The influence of the Western Asiatic civilisations has been already mentioned in casual hints, but it appears in concrete form in the peculiar shape of the ewer on Plate 9. The bird–headed vessel is found in Persian pottery of an early date, one example of which may be seen in the British Museum. Another remarkable instance of this form was illustrated and discussed by Dr. Martin in the Burlington Magazine, September, 1912.[55] It had, in addition, applied relief ornaments of a kind which we have already noticed, and Dr. Martin expressed his opinion that both the form and the ornaments are nearly related to Sassanian metal work.
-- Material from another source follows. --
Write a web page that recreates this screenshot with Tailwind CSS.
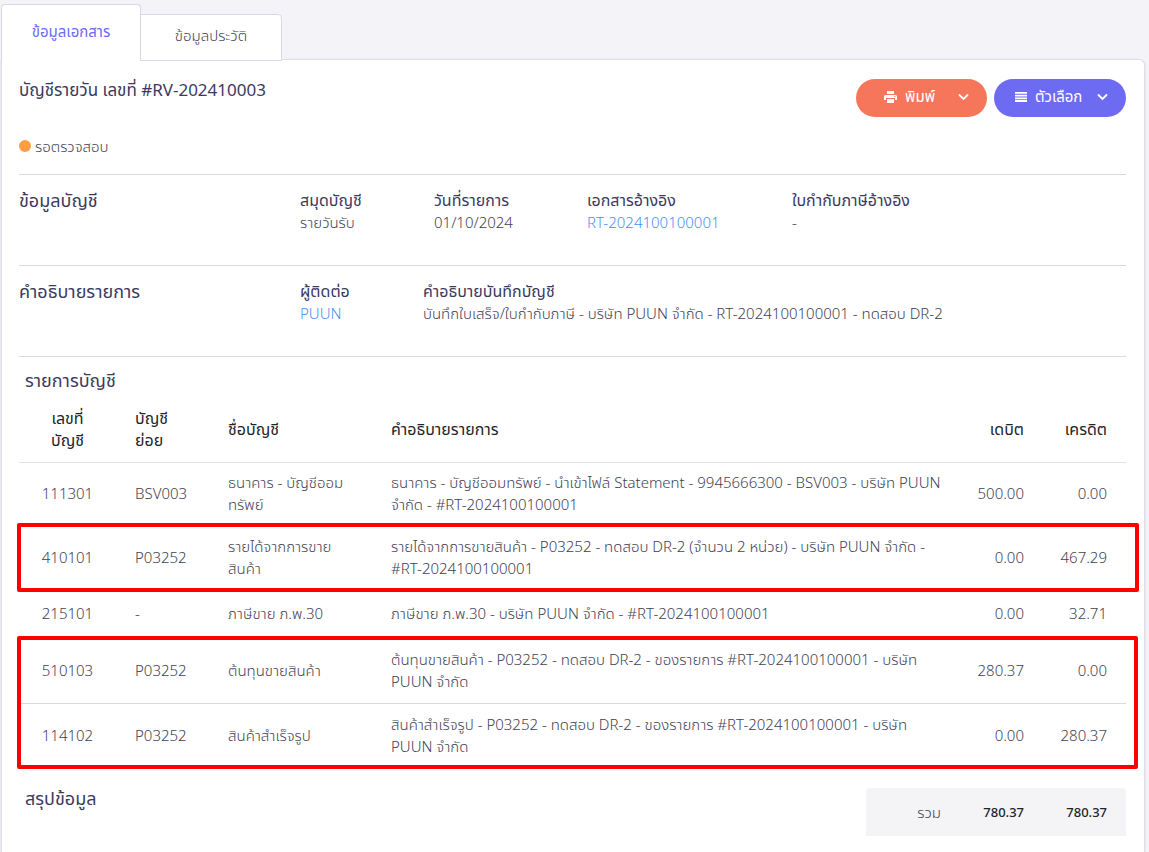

The fact that the last Sassanid king sought help from China[56] points to intercourse between the two realms, and in any case the northern trade route through Turkestan into Western Asia gave ample opportunity for the traffic in Persian and Sassanian wares. But more remarkable still is the classical spirit displayed in the piping boy and dancing girl[57] on a wonderful flask in the Eumorfopoulos Collection (Plate 18, Fig. 2). The Græeco–Buddhist influence on early Chinese sculpture has already been remarked, and several classical designs are commonly pointed out on the T´ang metal mirrors; but here we have in pottery a figure which might have been taken from a Herculaneum fresco, surrounded by scroll–work worthy of the finest T´ang mirror. The body of the ware is whitish pottery, and the beautifully moulded surface is covered with a brownish green glaze, which, like that of Fig. 1, Plate 12, is clearly a survival of the Han glaze. Other instances might be quoted of Græco–Roman influences reflected in T´ang wares. There are obvious traces of the "egg and tongue" and "honeysuckle" patterns in border designs, and the shapes of vases and ewers often betray a feeling which is more Greek than Chinese.